Pinging @elastic/ml-ui (:ml)

elasticmachine on 21 May 2020

It looks like proposed change would need to go in the job config and so should be an elasticsearch issue. @droberts195 would you agree?
One possible way to implement this would be to add this tags section to the custom_settings which can contain job meta data.

jgowdyelastic on 21 May 2020

It looks like proposed change would need to go in the job config and so should be an elasticsearch issue.

Yes, certainly part of the request is on the Elasticsearch side. It's asking for extra fields in every result written by the anomaly detector.

There is another side to this though, which is that once we complete the "ML in spaces" project it won't be desirable for Kibana apps to directly search the ML results index, but instead go through APIs in the ML UI. In the example of searching results by tag, no job ID is specified. So that implies the ML UI would provide a space-aware results endpoint that could search for results by tag, but taking into account which jobs are visible in the current space.

So this functionality is non-trivial both on the Elasticsearch side and the Kibana side.

droberts195 on 21 May 2020

Maybe job groups could achieve what is required here. It's getting late in my day, but another day we should think through more carefully how job groups could be used instead of adding more functionality that is doing something quite similar. If the job groups feature doesn't work as it stands then it may be better to meet this requirement by enhancing job groups rather than adding new overlapping functionality and then having someone in the future ask why we have both tags and job groups.

droberts195 on 21 May 2020

We discussed this on a Zoom call.

It turns out there shouldn't be a need to aggregate different values of service.environment in the same query - it doesn't make sense to combine results from testing and production for example. So it's OK that there are separate jobs per environment whose results cannot easily be aggregated.

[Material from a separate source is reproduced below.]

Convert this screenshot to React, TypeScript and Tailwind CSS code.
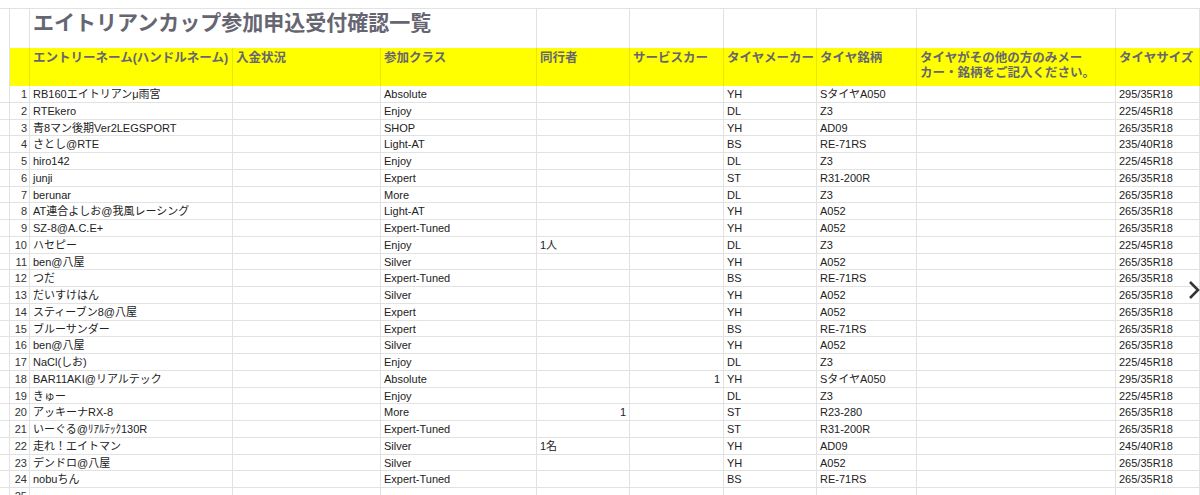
const rows: string[][] = [
["RB160エイトリアンμ雨宮","","Absolute","","","YH","SタイヤA050","","295/35R18"],
["RTEkero","","Enjoy","","","DL","Z3","","225/45R18"],
["青8マン後期Ver2LEGSPORT","","SHOP","","","YH","AD09","","265/35R18"],
["さとし@RTE","","Light-AT","","","BS","RE-71RS","","235/40R18"],
["hiro142","","Enjoy","","","DL","Z3","","225/45R18"],
["junji","","Expert","","","ST","R31-200R","","265/35R18"],
["berunar","","More","","","DL","Z3","","265/35R18"],
["AT連合よしお@我風レーシング","","Light-AT","","","YH","A052","","265/35R18"],
["SZ-8@A.C.E+","","Expert-Tuned","","","YH","A052","","265/35R18"],
["ハセピー","","Enjoy","1人","","DL","Z3","","225/45R18"],
["ben@八屋","","Silver","","","YH","A052","","265/35R18"],
["つだ","","Expert-Tuned","","","BS","RE-71RS","","265/35R18"],
["だいすけはん","","Silver","","","YH","A052","","265/35R18"],
["スティーブン8@八屋","","Expert","","","YH","A052","","265/35R18"],
["ブルーサンダー","","Expert","","","BS","RE-71RS","","265/35R18"],
["ben@八屋","","Silver","","","YH","A052","","265/35R18"],
["NaCl(しお)","","Enjoy","","","DL","Z3","","225/45R18"],
["BAR11AKI@リアルテック","","Absolute","","1","YH","SタイヤA050","","295/35R18"],
["きゅー","","Enjoy","","","DL","Z3","","225/45R18"],
["アッキーナRX-8","","More","1","","ST","R23-280","","265/35R18"],
["いーぐる@ﾘｱﾙﾃｯｸ130R","","Expert-Tuned","","","ST","R31-200R","","265/35R18"],
["走れ！エイトマン","","Silver","1名","","YH","AD09","","245/40R18"],
["デンドロ@八屋","","Silver","","","YH","A052","","265/35R18"],
["nobuちん","","Expert-Tuned","","","BS","RE-71RS","","265/35R18"],
];
const heads = ["エントリーネーム(ハンドルネーム)","入金状況","参加クラス","同行者","サービスカー","タイヤメーカー","タイヤ銘柄","SPECIAL","タイヤサイズ"];
const cols = "grid-cols-[10px_20px_203px_148px_156px_93px_94px_93px_100px_199px_1fr]";
const font = { fontFamily: '"Liberation Sans", Arial, "Noto Sans CJK JP", sans-serif' };
export default function App() {
  return (
    <div className="relative w-[1200px] h-[495px] overflow-hidden bg-white" style={font}>
      <div className="h-[8px]" />
      <div className={`grid ${cols} h-[40px] border-t border-[#e2e2e2]`}>
        <div className="border-r border-[#e2e2e2]" />
        <div className="border-r border-[#e2e2e2]" />
        <div className="col-span-3 border-r border-[#e2e2e2] pl-[3px] pt-[1px] text-[21px] font-bold text-[#666672] leading-[26px] whitespace-nowrap">エイトリアンカップ参加申込受付確認一覧</div>
        {[0,1,2,3,4,5].map(i => <div key={i} className="border-r border-[#e2e2e2]" />)}
      </div>
      <div className={`grid ${cols} h-[38px] bg-[#ffff00]`}>
        <div className="bg-white border-r border-[#e2e2e2]" />
        <div className="border-r border-[#e8e800]" />
        {heads.map((h, i) => (
          <div key={i} className="border-r border-[#e8e800] px-[3px] pt-[3px] text-[12.5px] font-bold text-[#666672] leading-[15px] whitespace-nowrap overflow-hidden">
            {h === "SPECIAL" ? <>タイヤがその他の方のみメー<br />カー・銘柄をご記入ください。</> : h}
          </div>
        ))}
      </div>
      {rows.concat([["","","","","","","","",""]]).map((r, ri) => (
        <div key={ri} className={`grid ${cols} h-[16.75px] border-b border-[#e2e2e2] text-[11px] text-[#222] leading-[16px]`}>
          <div className="border-r border-[#e2e2e2]" />
          <div className="border-r border-[#e2e2e2] text-right pr-[2px] text-[#333]">{ri + 1}</div>
          {r.map((c, ci) => (
            <div key={ci} className={`border-r border-[#e2e2e2] px-[3px] whitespace-nowrap overflow-hidden ${/^\d+$/.test(c) ? "text-right" : ""}`}>{c}</div>
          ))}
        </div>
      ))}
      <div className="absolute left-[1188px] top-[280px] leading-none">
        <svg width="12" height="20" viewBox="0 0 12 20"><path d="M2 2 L10 10 L2 18" fill="none" stroke="#333" strokeWidth="2.5"/></svg>
      </div>
    </div>
  );
}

We already add tags for a jobs "by" and "partition" fields. Therefore we agreed the requirement can be met by configuring "by_field_name" : "transaction.type" and "partition_field_name" : "service.name" for every detector in each job.

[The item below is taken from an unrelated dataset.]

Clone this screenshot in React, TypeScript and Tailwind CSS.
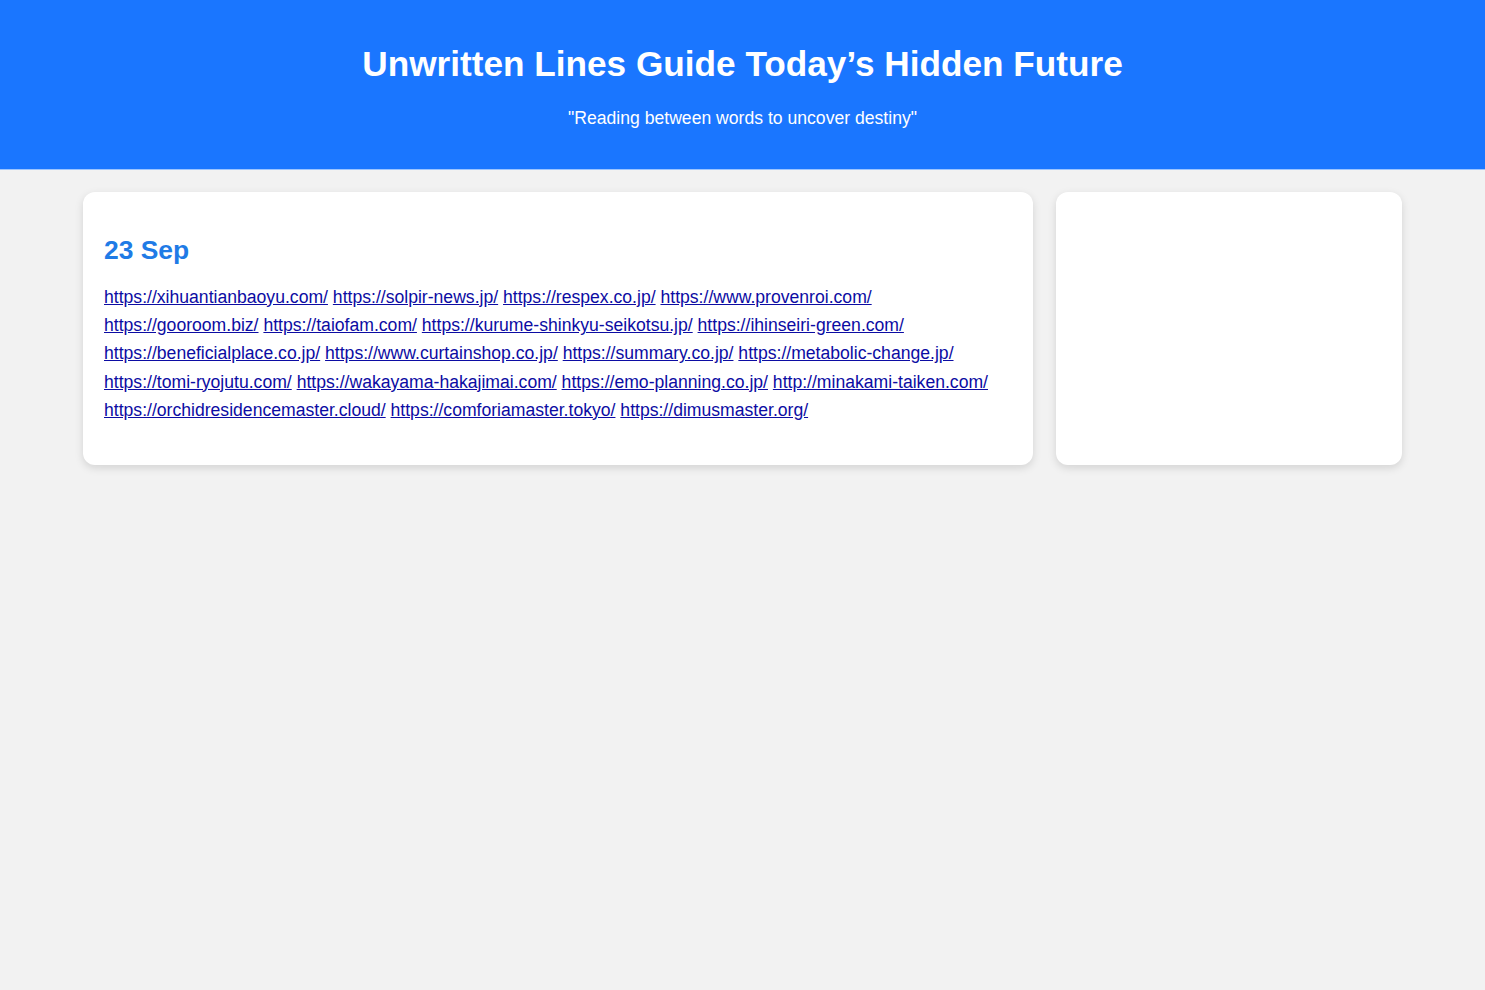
import React from 'react';

// Links listed under the date heading
const links = [
  'https://xihuantianbaoyu.com/',
  'https://solpir-news.jp/',
  'https://respex.co.jp/',
  'https://www.provenroi.com/',
  'https://gooroom.biz/',
  'https://taiofam.com/',
  'https://kurume-shinkyu-seikotsu.jp/',
  'https://ihinseiri-green.com/',
  'https://beneficialplace.co.jp/',
  'https://www.curtainshop.co.jp/',
  'https://summary.co.jp/',
  'https://metabolic-change.jp/',
  'https://tomi-ryojutu.com/',
  'https://wakayama-hakajimai.com/',
  'https://emo-planning.co.jp/',
  'http://minakami-taiken.com/',
  'https://orchidresidencemaster.cloud/',
  'https://comforiamaster.tokyo/',
  'https://dimusmaster.org/'
];

export default function App() {
  return (
    <div className="min-h-screen bg-[#f2f2f2] text-[17.6px] font-['Liberation_Sans',Arial,sans-serif]">
      {/* Header */}
      <header className="bg-[#1a76ff] text-white text-center pt-[44px] pb-[41px] border-b border-[#9cc4ff]">
        <h1 className="text-[35.2px] font-bold leading-[40px]">
          Unwritten Lines Guide Today’s Hidden Future
        </h1>
        <p className="mt-[24px] leading-[20px]">"Reading between words to uncover destiny"</p>
      </header>

      {/* Content */}
      <main className="max-w-[1319px] mx-auto mt-[22px] flex gap-[23px]">
        <section className="flex-1 bg-white rounded-[12px] shadow-[0_3px_8px_rgba(0,0,0,0.13)] px-[21px] pt-[43px] pb-[41px]">
          <h2 className="text-[26.4px] font-bold text-[#1f7be6] leading-[31px]">23 Sep</h2>
          <p className="mt-[17px] leading-[28.2px]">
            {links.map((url, i) => (
              <React.Fragment key={url}>
                <a href={url} className="text-[#0c0ca3] underline">
                  {url}
                </a>
                {i < links.length - 1 ? ' ' : null}
              </React.Fragment>
            ))}
          </p>
        </section>
        <aside className="w-[346px] bg-white rounded-[12px] shadow-[0_3px_8px_rgba(0,0,0,0.13)]" />
      </main>
    </div>
  );
}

It will then be possible to do terms aggregations or terms filtering on documents with "result_type" : "record" using the fields service.name and transaction.type which will be present in such documents.

droberts195 on 4 Jun 2020

@droberts195 Is there any difference between:

"by_field_name" : "transaction.type" and "partition_field_name" : "service.name"

"by_field_name" : "service.name" and "partition_field_name" : "transaction.type"

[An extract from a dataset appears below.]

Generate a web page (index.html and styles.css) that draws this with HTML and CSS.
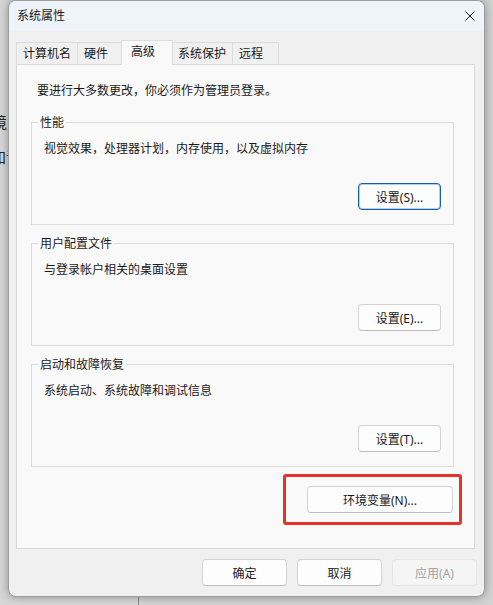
FILE: index.html
```html
<!DOCTYPE html>
<html lang="zh-CN">
<head>
  <meta charset="UTF-8">
  <meta name="viewport" content="width=device-width, initial-scale=1.0">
  <title>系统属性</title>
  <link rel="stylesheet" href="styles.css">
</head>
<body>
  <div class="backwin">
    <span class="frag frag-one">境</span>
    <span class="frag frag-two">知识</span>
  </div>

  <div class="dialog">
    <div class="titlebar">
      <span class="title">系统属性</span>
      <span class="close">
        <svg width="10" height="10" viewBox="0 0 10 10">
          <path d="M0.5 0.5 L9.5 9.5 M9.5 0.5 L0.5 9.5" stroke="#1a1a1a" stroke-width="1" fill="none"/>
        </svg>
      </span>
    </div>

    <div class="content">
      <div class="tabs">
        <div class="tab">计算机名</div>
        <div class="tab">硬件</div>
        <div class="tab active">高级</div>
        <div class="tab">系统保护</div>
        <div class="tab">远程</div>
      </div>

      <div class="panel">
        <p class="intro">要进行大多数更改，你必须作为管理员登录。</p>

        <fieldset class="group">
          <legend>性能</legend>
          <p class="desc">视觉效果，处理器计划，内存使用，以及虚拟内存</p>
          <div class="group-actions">
            <button class="btn focused">设置(S)...</button>
          </div>
        </fieldset>

        <fieldset class="group">
          <legend>用户配置文件</legend>
          <p class="desc">与登录帐户相关的桌面设置</p>
          <div class="group-actions">
            <button class="btn">设置(E)...</button>
          </div>
        </fieldset>

        <fieldset class="group">
          <legend>启动和故障恢复</legend>
          <p class="desc">系统启动、系统故障和调试信息</p>
          <div class="group-actions">
            <button class="btn">设置(T)...</button>
          </div>
        </fieldset>

        <div class="env-row">
          <span class="marked">
            <button class="btn env">环境变量(N)...</button>
          </span>
        </div>
      </div>

      <div class="footer">
        <button class="btn wide">确定</button>
        <button class="btn wide">取消</button>
        <button class="btn wide" disabled>应用(A)</button>
      </div>
    </div>
  </div>
</body>
</html>
```

FILE: styles.css
```css
* {
  box-sizing: border-box;
}

html, body {
  margin: 0;
  width: 493px;
  height: 605px;
  overflow: hidden;
}

body {
  position: relative;
  padding-left: 8px;
  background-color: #d2d2d2;
  font-family: "Noto Sans", "Noto Sans CJK SC", sans-serif;
  font-size: 12px;
  color: #1a1a1a;
}

/* window behind the dialog, only its edges show */
.backwin {
  position: absolute;
  left: 0;
  top: 0;
  bottom: 0;
  width: 139px;
  border-right: 1px solid #8b8b8b;
  background-color: #d6d6d6;
}

.frag {
  position: absolute;
  font-size: 15px;
  line-height: 16px;
  color: #222;
}

.frag-one {
  left: -8px;
  top: 114px;
}

.frag-two {
  left: -9px;
  top: 149px;
}

.dialog {
  position: relative;
  width: 477px;
  height: 597px;
  border: 1px solid #9c9c9c;
  border-radius: 8px;
  background-color: #f0f0f0;
  overflow: hidden;
  box-shadow: 0 0 9px rgba(0, 0, 0, 0.35);
}

.titlebar {
  height: 30px;
  display: flex;
  align-items: center;
  justify-content: space-between;
  padding: 0 9px 0 8px;
  background-color: #eff3fa;
}

.title {
  line-height: 16px;
}

.close {
  display: flex;
}

.content {
  padding: 9px 7px 10px 7px;
}

.tabs {
  display: flex;
  align-items: flex-end;
  height: 24px;
}

.tab {
  position: relative;
  height: 22px;
  min-width: 47px;
  padding: 0 6px 0 6px;
  line-height: 21px;
  background-color: #f0f0f0;
  border: 1px solid #dcdcdc;
  border-bottom: none;
  margin-right: -1px;
}

.tab.active {
  z-index: 1;
  height: 25px;
  min-width: 52px;
  margin: 0 -2px -1px -2px;
  padding-left: 9px;
  padding-top: 1px;
  background-color: #f9f9f9;
  line-height: 20px;
}

.tab.active + .tab {
  margin-left: 0;
}

.panel {
  height: 485px;
  margin-right: 2px;
  padding: 18px 20px 0 14px;
  border: 1px solid #d9d9d9;
  background-color: #f9f9f9;
}

.intro {
  margin: 0 0 15px 6px;
  line-height: 16px;
}

.group {
  margin: 0;
  min-width: 0;
  padding: 10px 12px 14px 6px;
  border: 1px solid #dcdcdc;
}

.group + .group {
  margin-top: 10px;
}

.group legend {
  padding: 0 2px;
  line-height: 17px;
}

.desc {
  margin: 0 0 0 6px;
  line-height: 16px;
}

.group-actions {
  display: flex;
  justify-content: flex-end;
  margin-top: 26px;
}

.btn {
  height: 27px;
  width: 83px;
  padding: 0;
  font-family: inherit;
  font-size: 12px;
  color: #1a1a1a;
  background-color: #fdfdfd;
  border: 1px solid #d3d3d3;
  border-bottom-color: #bdbdbd;
  border-radius: 4px;
}

.btn.focused {
  border-color: #1560a8;
  box-shadow: inset 0 0 0 1px rgba(21, 96, 168, 0.3);
}

.btn.wide {
  width: 85px;
}

.btn:disabled {
  color: #a2a2a2;
  background-color: #f5f5f5;
  border-color: #e6e6e6;
}

.env-row {
  display: flex;
  justify-content: flex-end;
  margin-top: 19px;
  padding-right: 1px;
}

.marked {
  position: relative;
  display: flex;
}

/* red annotation box drawn over the screenshot */
.marked::after {
  content: "";
  position: absolute;
  left: -24px;
  right: -9px;
  top: -12px;
  bottom: -12px;
  border: 3px solid #e7322b;
  border-radius: 3px;
}

.btn.env {
  width: 146px;
}

.footer {
  display: flex;
  justify-content: flex-end;
  gap: 10px;
  margin-top: 10px;
}
```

Asking because by_field_name and partition_field_name seem very similar to me. I'd expect to define it like:

"dimensions": ["service.name", "transaction.type" ]

sqren on 5 Jun 2020

@sqren By and partition fields behave differently in how the results are aggregated up the results hierarchy.

With the by field, if multiple values are anomalous at the same time then the overall bucket is considered more anomalous. With the partition field we consider individual behaviours. So, use by_field_name if the values are (sometimes) related, use the partition_field_name if they are individual.

Based on what we know about your data it makes more sense for the config

"by_field_name" : "transaction.type" and "partition_field_name" : "service.name"

sophiec20 on 5 Jun 2020

Thanks for the background @sophiec20.
I still have a few questions - please bear with me :)

So, use by_field_name if the values are (sometimes) related, use the partition_field_name if they are individual.

Based on what we know about your data it makes more sense for the config
"by_field_name" : "transaction.type" and "partition_field_name" : "service.name"

transaction.type and service.name are dimensions in the composite aggregation but are not themselves indicative of anomalies (transaction.duration.us is the anomalous part). So I'm not understanding why transaction.type is grouped by by_field_name and service.name by partition_field_name. I think of them as sibling/equivalent dimensions.

So something like this would intuitively make more sense to me:

by_field_name: ["service.name", "transaction.type"]

Based on what we know about your data it makes more sense for the config

Is this opbeans data, or apm data in general? Just wondering if we are optimizing for sample data, instead of real customer data.

sqren on 11 Jun 2020

The anomaly detection modelling is complex, see https://github.com/elastic/ml-cpp .. so fundamental changes to the way jobs are configured and data is modelled is not trivial. It is not a visualisation of an aggregation and there are significant bwc implications to both the modelling and the elasticsearch APIs.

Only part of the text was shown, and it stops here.